Over the last year, it seems like more companies are opting for share buybacks or repurchases as the preferred mechanism to return capital to shareholders.
Share buybacks are a surprisingly controversial way of returning capital to existing shareholders. Generally, though, an announcement of a share buyback is greeted with cheers among investors and market participants. It is not uncommon for the share price to increase in response to a buyback announcement.
Some investors, however, detest buybacks and prefer dividends as the preferred method for returning capital to shareholders. The common complaints generally fall in the following categories:
- Dividends are cash for the investor.
When I first thought about the issue, I too had the same response. After all, paying dividends to shareholders, means the shareholder gets cash. However, after reflecting on this further and after discussing this with a few people, I now see the flaw in this argument.

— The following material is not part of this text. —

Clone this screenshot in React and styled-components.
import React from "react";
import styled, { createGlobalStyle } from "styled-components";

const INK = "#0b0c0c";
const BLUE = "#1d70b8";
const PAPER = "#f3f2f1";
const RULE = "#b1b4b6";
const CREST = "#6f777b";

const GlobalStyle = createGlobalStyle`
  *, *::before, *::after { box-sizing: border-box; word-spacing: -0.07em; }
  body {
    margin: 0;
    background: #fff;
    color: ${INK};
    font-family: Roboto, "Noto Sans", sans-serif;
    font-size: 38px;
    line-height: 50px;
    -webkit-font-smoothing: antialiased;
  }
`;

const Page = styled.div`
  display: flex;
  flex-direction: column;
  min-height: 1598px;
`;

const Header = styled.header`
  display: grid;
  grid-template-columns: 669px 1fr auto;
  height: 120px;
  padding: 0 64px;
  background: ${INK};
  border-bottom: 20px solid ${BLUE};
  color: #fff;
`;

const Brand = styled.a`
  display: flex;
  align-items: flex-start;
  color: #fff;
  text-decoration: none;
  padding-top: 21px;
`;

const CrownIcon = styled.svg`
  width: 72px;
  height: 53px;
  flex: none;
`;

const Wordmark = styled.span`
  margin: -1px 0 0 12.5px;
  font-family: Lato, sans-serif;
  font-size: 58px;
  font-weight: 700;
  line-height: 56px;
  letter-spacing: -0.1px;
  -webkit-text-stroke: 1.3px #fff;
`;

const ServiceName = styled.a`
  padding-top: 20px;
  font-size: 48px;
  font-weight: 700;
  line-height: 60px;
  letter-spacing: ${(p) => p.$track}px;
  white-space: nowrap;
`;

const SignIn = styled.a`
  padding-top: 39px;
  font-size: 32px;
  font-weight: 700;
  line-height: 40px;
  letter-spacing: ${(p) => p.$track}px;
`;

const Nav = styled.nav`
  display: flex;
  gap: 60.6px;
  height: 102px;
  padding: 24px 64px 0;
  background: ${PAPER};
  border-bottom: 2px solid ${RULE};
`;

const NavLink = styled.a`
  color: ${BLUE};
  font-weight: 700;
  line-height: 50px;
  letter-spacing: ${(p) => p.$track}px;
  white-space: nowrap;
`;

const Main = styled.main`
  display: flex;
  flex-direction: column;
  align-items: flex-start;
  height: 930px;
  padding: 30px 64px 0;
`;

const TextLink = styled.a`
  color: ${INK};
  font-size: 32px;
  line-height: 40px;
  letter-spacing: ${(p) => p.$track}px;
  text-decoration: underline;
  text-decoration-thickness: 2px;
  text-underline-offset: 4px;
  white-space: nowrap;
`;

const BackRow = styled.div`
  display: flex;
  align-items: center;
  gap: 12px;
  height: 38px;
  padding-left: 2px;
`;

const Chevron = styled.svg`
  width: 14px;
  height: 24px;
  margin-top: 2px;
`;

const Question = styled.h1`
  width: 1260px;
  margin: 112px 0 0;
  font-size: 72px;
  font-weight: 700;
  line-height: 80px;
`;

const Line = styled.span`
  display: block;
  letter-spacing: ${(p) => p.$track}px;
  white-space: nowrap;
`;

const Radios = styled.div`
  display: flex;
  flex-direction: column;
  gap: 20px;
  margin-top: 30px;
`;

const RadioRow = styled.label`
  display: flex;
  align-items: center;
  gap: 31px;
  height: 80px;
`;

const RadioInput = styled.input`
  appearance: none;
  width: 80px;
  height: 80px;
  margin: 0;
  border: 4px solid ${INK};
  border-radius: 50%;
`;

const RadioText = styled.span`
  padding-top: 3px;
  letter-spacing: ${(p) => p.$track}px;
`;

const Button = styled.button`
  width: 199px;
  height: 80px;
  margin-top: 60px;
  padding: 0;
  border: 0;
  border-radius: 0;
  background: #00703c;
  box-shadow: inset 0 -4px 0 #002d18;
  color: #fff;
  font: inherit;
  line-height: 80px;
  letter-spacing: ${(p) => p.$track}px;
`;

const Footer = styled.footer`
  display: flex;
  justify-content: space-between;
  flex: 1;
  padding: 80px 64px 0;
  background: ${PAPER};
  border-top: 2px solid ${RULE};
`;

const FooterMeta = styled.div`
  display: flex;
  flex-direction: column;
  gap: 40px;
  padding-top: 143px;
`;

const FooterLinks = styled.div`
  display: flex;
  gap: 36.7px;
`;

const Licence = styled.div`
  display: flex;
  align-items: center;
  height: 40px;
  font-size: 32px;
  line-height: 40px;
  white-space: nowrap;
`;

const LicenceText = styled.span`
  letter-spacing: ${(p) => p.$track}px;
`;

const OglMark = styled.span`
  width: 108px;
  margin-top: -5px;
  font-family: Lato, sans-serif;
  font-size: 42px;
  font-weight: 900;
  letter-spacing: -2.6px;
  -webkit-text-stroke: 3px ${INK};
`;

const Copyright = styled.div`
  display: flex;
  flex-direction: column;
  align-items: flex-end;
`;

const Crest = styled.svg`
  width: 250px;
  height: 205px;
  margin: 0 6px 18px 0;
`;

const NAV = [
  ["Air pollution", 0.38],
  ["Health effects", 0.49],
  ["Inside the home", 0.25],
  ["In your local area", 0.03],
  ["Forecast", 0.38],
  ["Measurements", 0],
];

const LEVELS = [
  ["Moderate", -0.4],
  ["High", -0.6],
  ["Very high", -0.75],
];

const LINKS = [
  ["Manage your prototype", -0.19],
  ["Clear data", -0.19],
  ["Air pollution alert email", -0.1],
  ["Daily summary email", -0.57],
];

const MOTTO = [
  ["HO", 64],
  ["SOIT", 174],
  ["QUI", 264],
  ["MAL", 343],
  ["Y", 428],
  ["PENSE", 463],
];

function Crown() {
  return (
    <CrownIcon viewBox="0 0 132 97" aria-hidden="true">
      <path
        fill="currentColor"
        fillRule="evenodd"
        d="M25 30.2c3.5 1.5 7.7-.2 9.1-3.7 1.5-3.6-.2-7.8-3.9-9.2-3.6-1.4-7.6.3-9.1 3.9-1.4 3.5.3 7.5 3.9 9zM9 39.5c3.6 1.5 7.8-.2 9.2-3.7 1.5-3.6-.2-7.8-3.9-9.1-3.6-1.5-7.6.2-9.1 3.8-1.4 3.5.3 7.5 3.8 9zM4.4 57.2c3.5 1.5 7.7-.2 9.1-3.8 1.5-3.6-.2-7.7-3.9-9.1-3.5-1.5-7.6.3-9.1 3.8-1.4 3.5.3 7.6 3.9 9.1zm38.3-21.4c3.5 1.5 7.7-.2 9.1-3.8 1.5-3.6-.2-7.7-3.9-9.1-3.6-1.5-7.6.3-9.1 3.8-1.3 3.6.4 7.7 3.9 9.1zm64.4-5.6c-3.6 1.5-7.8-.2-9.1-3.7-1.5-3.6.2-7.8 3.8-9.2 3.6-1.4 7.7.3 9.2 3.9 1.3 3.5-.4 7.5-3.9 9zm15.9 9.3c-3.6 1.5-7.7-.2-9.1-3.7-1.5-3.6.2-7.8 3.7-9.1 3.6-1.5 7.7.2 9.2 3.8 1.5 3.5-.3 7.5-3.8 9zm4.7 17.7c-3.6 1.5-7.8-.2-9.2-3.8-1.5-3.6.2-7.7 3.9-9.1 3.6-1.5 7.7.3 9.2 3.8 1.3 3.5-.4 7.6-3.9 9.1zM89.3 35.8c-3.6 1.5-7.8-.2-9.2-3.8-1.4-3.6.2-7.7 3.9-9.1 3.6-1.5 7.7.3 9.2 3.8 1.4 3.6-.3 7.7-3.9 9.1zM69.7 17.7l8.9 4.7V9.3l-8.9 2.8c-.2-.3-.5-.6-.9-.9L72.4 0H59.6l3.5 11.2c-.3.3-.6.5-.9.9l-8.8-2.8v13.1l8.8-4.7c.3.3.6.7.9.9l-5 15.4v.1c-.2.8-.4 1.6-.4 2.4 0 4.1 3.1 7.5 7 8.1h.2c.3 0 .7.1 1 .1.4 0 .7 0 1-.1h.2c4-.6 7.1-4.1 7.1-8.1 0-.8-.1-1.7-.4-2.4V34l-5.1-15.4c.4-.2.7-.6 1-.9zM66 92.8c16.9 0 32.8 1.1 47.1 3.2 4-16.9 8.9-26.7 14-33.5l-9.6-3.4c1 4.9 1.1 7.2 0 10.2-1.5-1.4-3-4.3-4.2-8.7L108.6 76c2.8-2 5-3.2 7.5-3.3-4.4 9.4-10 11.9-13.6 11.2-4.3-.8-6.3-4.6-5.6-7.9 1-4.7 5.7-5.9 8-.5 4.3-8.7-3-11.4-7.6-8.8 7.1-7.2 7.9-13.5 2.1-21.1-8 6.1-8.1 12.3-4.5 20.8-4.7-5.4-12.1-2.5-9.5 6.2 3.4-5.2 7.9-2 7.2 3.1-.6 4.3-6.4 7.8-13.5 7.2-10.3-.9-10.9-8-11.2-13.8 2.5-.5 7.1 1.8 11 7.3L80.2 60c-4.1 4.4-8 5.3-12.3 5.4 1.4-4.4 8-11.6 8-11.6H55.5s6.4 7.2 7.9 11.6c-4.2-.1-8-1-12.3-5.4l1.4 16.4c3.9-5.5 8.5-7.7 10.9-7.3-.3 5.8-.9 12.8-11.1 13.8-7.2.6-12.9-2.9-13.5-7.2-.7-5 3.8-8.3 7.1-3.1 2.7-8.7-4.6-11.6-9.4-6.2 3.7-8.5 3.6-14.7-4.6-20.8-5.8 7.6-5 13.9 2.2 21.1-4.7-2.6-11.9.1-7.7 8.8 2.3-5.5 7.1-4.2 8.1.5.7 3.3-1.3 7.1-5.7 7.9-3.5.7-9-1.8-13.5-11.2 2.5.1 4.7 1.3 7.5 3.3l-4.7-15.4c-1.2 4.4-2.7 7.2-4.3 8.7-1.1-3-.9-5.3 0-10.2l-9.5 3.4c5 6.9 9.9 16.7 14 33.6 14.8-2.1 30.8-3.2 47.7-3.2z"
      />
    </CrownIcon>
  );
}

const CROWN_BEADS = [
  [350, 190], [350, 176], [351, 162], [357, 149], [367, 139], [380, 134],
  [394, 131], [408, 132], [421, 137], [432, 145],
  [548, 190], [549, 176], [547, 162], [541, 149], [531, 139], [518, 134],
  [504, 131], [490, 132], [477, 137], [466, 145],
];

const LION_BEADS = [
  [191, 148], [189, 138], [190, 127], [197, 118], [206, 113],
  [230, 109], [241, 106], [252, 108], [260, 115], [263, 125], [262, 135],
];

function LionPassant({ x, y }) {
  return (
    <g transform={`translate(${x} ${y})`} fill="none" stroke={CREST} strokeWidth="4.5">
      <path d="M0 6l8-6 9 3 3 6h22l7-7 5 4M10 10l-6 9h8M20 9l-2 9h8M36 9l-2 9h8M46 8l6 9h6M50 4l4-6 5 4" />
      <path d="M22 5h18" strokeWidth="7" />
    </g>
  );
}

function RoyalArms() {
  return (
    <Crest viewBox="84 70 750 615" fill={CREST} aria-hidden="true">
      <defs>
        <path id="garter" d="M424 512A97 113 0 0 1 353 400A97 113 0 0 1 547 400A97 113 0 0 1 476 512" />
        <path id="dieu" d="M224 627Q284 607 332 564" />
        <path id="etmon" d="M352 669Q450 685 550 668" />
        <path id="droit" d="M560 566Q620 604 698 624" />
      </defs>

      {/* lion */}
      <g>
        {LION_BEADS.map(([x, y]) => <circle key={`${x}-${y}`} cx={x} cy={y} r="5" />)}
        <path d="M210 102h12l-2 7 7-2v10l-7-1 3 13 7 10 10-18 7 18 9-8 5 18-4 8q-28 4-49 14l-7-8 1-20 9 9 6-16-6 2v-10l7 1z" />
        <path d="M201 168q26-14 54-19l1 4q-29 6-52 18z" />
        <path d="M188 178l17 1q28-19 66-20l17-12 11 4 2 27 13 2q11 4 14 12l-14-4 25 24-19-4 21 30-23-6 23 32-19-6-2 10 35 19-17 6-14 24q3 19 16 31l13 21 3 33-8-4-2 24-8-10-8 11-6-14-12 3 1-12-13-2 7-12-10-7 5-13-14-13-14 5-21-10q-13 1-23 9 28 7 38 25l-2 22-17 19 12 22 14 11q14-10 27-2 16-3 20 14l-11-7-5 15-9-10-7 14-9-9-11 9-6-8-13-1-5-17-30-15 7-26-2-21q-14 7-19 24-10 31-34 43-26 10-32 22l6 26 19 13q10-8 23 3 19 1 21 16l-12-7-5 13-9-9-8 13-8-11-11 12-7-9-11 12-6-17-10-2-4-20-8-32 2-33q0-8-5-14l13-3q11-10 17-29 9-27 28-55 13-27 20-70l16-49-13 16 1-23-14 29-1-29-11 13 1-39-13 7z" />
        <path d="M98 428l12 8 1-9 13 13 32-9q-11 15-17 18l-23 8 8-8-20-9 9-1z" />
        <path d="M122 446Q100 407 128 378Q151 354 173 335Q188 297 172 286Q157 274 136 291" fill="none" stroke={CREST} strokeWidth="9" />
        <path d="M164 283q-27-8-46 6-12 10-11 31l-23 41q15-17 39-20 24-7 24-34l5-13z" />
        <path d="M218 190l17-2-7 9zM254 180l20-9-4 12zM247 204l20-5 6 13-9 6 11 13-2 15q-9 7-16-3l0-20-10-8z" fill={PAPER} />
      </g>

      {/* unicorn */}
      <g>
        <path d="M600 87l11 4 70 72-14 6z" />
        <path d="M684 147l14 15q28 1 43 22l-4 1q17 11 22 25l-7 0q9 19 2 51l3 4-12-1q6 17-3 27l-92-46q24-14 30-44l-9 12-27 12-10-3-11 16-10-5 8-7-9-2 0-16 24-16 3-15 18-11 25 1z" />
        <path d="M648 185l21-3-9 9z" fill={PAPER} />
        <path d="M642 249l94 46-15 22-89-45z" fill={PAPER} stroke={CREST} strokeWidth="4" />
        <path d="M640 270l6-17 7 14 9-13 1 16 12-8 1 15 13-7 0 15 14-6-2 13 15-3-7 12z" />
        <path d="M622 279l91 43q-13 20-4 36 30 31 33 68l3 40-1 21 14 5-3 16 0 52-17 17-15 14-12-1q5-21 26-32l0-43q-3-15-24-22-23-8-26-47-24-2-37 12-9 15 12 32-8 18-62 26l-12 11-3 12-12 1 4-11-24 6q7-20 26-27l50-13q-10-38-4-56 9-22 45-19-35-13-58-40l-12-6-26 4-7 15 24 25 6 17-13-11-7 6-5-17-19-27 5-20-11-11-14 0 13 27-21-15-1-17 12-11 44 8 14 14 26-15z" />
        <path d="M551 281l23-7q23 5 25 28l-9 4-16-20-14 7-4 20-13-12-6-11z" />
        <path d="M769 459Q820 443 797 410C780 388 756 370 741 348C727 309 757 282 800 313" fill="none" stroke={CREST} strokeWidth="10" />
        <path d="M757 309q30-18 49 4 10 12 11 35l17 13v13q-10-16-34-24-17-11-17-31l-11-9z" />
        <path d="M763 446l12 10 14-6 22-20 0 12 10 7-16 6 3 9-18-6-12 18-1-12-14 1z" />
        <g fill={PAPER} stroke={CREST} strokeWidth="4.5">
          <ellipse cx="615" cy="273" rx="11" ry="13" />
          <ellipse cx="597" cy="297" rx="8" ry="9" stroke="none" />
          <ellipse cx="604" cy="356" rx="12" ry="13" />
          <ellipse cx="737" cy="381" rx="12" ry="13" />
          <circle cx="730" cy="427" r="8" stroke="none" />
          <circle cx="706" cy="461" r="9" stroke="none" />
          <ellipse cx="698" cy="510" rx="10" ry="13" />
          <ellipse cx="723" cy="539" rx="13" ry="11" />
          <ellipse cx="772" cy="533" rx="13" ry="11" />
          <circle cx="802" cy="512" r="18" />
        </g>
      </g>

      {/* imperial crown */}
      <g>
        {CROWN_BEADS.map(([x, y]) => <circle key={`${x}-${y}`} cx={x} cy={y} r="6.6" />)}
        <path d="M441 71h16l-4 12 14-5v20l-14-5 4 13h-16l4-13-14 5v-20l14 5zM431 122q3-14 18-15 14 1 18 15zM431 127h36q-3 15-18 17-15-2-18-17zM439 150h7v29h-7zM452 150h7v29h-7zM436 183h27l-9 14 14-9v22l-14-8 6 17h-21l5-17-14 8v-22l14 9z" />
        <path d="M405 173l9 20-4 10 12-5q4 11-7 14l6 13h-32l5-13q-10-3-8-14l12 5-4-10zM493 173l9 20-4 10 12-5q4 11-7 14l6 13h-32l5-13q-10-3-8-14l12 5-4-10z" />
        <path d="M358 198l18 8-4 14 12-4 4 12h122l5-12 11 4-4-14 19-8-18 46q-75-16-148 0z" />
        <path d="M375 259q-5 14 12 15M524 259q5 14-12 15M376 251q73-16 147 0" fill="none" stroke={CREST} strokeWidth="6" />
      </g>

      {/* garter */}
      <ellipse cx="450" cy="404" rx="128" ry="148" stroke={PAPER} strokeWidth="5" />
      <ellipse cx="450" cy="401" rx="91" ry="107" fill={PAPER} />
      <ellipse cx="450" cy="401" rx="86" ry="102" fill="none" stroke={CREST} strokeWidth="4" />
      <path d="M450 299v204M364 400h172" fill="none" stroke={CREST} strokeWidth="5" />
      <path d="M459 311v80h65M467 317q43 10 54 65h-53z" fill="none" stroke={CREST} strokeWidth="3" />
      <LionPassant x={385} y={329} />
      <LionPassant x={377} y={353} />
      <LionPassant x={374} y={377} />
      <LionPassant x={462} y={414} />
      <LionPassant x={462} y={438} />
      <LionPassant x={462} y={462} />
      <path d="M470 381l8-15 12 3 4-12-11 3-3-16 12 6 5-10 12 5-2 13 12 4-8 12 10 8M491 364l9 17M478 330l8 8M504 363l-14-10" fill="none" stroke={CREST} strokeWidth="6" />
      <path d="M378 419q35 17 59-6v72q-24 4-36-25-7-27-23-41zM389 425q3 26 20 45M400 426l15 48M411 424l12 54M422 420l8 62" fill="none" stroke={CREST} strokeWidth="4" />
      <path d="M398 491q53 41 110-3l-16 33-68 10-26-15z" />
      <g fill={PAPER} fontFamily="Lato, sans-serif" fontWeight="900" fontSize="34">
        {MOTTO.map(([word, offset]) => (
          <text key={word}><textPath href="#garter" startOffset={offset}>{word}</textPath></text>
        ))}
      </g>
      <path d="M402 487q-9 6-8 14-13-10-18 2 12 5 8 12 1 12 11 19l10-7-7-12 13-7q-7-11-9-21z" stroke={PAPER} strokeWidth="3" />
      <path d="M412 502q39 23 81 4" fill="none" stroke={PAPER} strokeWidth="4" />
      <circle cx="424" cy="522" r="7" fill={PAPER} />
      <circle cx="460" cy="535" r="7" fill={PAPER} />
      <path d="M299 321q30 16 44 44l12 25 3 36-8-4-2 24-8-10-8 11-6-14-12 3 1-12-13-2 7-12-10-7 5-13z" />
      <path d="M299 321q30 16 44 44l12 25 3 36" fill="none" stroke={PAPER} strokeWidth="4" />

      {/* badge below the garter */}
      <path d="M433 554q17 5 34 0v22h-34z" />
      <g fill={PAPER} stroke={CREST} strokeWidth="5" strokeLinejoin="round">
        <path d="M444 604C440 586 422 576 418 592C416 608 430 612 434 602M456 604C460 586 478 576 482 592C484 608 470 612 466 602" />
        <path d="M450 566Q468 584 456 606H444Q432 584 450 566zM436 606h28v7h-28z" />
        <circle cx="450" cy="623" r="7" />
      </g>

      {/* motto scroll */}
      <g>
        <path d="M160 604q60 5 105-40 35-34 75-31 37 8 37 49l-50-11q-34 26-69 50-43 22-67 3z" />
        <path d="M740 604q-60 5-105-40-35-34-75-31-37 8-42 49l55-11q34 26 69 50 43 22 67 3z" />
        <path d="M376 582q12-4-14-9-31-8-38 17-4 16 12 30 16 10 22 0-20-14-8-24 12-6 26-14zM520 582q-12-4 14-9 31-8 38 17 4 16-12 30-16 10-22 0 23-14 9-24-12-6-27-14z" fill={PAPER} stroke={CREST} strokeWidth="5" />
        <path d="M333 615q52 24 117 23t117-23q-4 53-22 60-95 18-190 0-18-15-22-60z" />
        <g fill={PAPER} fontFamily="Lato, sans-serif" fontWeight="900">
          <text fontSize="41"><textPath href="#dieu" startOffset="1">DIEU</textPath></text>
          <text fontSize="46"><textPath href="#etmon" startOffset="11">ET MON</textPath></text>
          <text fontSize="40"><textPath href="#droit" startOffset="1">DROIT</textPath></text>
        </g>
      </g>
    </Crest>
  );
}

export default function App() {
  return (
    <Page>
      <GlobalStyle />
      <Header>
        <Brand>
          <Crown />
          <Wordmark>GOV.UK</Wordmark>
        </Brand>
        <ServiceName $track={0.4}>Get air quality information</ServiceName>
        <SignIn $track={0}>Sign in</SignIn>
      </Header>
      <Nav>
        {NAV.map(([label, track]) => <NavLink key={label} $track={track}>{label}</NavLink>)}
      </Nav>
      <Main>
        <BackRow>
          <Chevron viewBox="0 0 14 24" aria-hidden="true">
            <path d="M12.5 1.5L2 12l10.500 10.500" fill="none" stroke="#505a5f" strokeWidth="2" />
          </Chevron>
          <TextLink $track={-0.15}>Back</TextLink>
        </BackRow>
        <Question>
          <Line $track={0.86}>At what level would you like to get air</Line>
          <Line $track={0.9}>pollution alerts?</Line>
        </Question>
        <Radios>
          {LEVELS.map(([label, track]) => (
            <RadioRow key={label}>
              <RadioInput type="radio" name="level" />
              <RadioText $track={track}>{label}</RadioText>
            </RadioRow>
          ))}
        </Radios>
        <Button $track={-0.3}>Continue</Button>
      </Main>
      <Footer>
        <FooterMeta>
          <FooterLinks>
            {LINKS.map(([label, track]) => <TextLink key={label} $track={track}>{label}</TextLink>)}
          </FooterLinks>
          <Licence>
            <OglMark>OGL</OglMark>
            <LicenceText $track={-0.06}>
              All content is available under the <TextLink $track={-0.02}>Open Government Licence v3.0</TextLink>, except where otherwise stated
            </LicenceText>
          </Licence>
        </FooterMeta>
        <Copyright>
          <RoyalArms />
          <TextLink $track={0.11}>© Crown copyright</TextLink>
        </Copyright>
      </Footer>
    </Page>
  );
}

First, a buyback allows you to determine your own level of dividends, so if you want, say a 5% dividend, just sell 5% of your holdings into the buyback, thus getting a 5% dividend. If you would rather your dividend be reinvested in the business, don't sell.
Second, buybacks are much more tax-efficient. That's just the way the code works. Sure, for some investors, dividends may be tax-free, but for a majority of long-term investors, buybacks are tax efficient. Thus, in terms of returning capital to shareholders, buy-backs are a much better mechanism with a less dead-weight.
- Dividends lead to higher increases in Stock Price compared to Buyback announcements
To the extent that this is true, one could also argue that buybacks lead to higher EPS, which in turn will or should lead to higher stock prices. Suspending a dividend will also crush a stock, while suspending a buyback (or not buying in the open market) will often go unnoticed.
- Management is a poor judge of when to buy its own stock. Management is taking control from the investor and transferring it to themselves
This is a strong argument in favor of the anti-buyback crowd. To the extent that management is a poor allocator of capital, this certainly has merit. Why long-term investors would invest a company whose management is poor allocator of capital is perhaps a question best left unasked.
Furthermore, one should recognize that when a company in which you own shares is engaging in a buyback - doing nothing is doing something - increasing your ownership in the company. As this Legg Mason Perspective points out:
...if you are a longstanding shareholder, it is inappropriate to criticize management for having bought back stock at a higher price. Provided that management used a proper process to assess the merit of the buyback, they have come to the same conclusion as you have (assuming that you own the shares because you think they are undervalued). Companies and investors have to make decisions in the face of incomplete information and uncertainty.
If you think there are better places to invest your capital, it makes sense to sell your shares into the buyback.
In general, I consider a properly executed buyback to be a superior method of returning capital to shareholders. It allows most investors a tax-advantaged way to invest their money in their company. Properly executed is important, and I would think it is a buyback that is widely announced and open to all shareholders.
Buffett's announcement that Berkshire Hathaway (BRK.B) will buy back shares at 1.1x book value is an example of a well-executed buyback. Announcing the price (metric) does have the unfortunate effect of putting in place a floor on the stock price, preventing the company from buying more shares back and increasing value for remaining stock-holders. This does, however, serve to combat any criticism of taking advantage of your own shareholders.
An example of a poorly executed buyback would be the recent announcement by Asta Funding (ASFI). The company bought back shares from one of its largest investors at a premium to market price. The company had previously announced a buyback, but bought zero shares back in q1 2012 because of a blackout period, and only 8,900 shares in q4 2011 because of volume limits (source: ASFI earnings calls on Dec. 14, 2011 and Feb 9, 2012). I think management could have explored other options that would have been fairer to all shareholders. A special dividend or a self-tender would have been more equitable.
One clue investors can use to judge whether management truly believes a buyback is value-creating or if they have simply run out of ideas to increase the stock price is to watch for what management and insiders are doing with their own shares. Jarden's (JAH) recent buyback, described here, where management sold their shares into the buyback, is an example of a red flag.